”元アウトローのカリスマ”瓜田純士が大ヒットアニメ『天気の子』をメッタ斬り!
#インタビュー #瓜田純士
新海監督にはセンスがない!?
麗子 ひどい……(泣きそうな顔に)。
純士 ごめん、ごめん(と妻に謝る)。でも、これが本音だから。編プロの男が「月刊ムー」のライターっていう設定はいいにしても、それが物語に効果的に絡んでいない。「今こういう都市伝説を検証しているんだが、俺はおっさんだから向いていない。ちょうどおまえぐらいの年齢の子を探していた。ちょっと潜入取材に行ってこい」ってことで帆高が事件に巻き込まれ、その最中に謎の少女と出会い、発砲したチャカの硝煙がきっかけで古代の天気にまつわる壮大なスケールの話に発展して……とかならいいけど、そういう感じでもなかったじゃん。

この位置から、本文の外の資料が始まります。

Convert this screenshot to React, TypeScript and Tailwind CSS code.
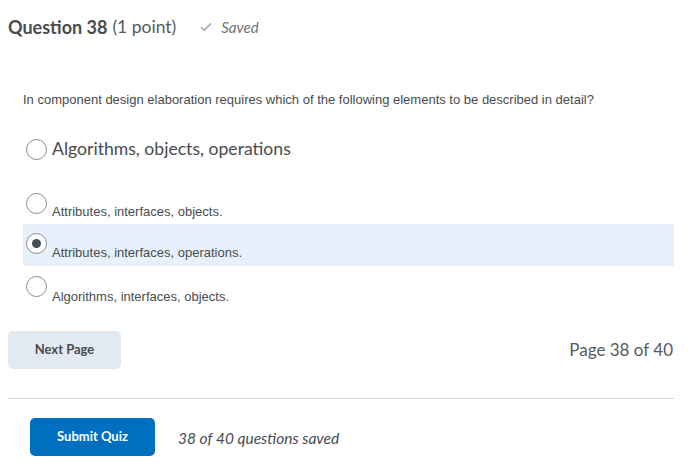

で、ここで走らなきゃいいのにって場面で、ことごとく走り出すでしょ、あの帆高ってバカは。チャカだってとっとと捨てればいいものを、なぜか後生大事に抱えたまんま逃げている。陽菜の能力にしたって、なぜ備わっているのかの説明が足りないし。
麗子 説明、あったで。
純士 あったけど、足りない。腑に落ちないんだよ。天気をいじったことのひずみで、街一個を吹き飛ばしちゃうとかの大事に至るならわかるけど、そこまでのことは起きていない。好き勝手に能力を使って、勝手に少女が消えて行く。そして意外と簡単に再会できちゃうから、前作のような切なさもない。そのくせ、泣かせの音楽だけはしつこくしつこくかかっている。いつドラマチックなことが始まるの? と待っているうちに2時間が終わっちゃった。本当に新海って子は……。
麗子 ラブホのシーンとか、めっちゃほほえましかったし、キュンキュン来たやん。
純士 せいぜいあそこがハイライトでしょう。でもそれにしたって、新海監督が憧れていたであろう思春期の子どものちっぽけな冒険みたいなもんを、とんでもない大ごとをやらかしているように見せているだけ。監督の人生経験が浅いから、あんな陳腐な物語になっちゃったんでしょう。
帆高を追うリーゼントの刑事の走り方もまたキモいんですよ。で、帆高が逃げている最中に、なぜか女上司がタイミングよくバイクで現れる。ルパン三世の峰不二子がやるなら、ああいうご都合主義も許せるんですよ。でも、あの絵のタッチでやられると興醒め。ああいうルパンみたいなスリリングな展開を一切遊んでないオタクが手がけるとこうなっちゃうのか、という悪例だと思いました。
麗子 モンキーパンチ(ルパン三世の作者)も、そんなに遊んでいないと思うで。
純士 でも、モンキーパンチにはセンスがあるじゃん。
麗子 それは贔屓目やわ。
純士 いや、新海監督にはセンスがないの! 警察モノとか事件モノに手を出すのは、向いていない。あと、コミカルな描写も不向きかな。てるてる坊主のシーン。あれで笑わそうとしているんだとしたら、センスがないですね。
新海監督は男女の青くさいイチャイチャ描写のセンスはあるんだから、「今、私の胸元見てたでしょ?」「い……いや、見てません(照)」みたいなのを2時間たっぷりやってりゃいいんですよ。RADWIMPSも気の毒だよ。こんな監督に気に入られてさ。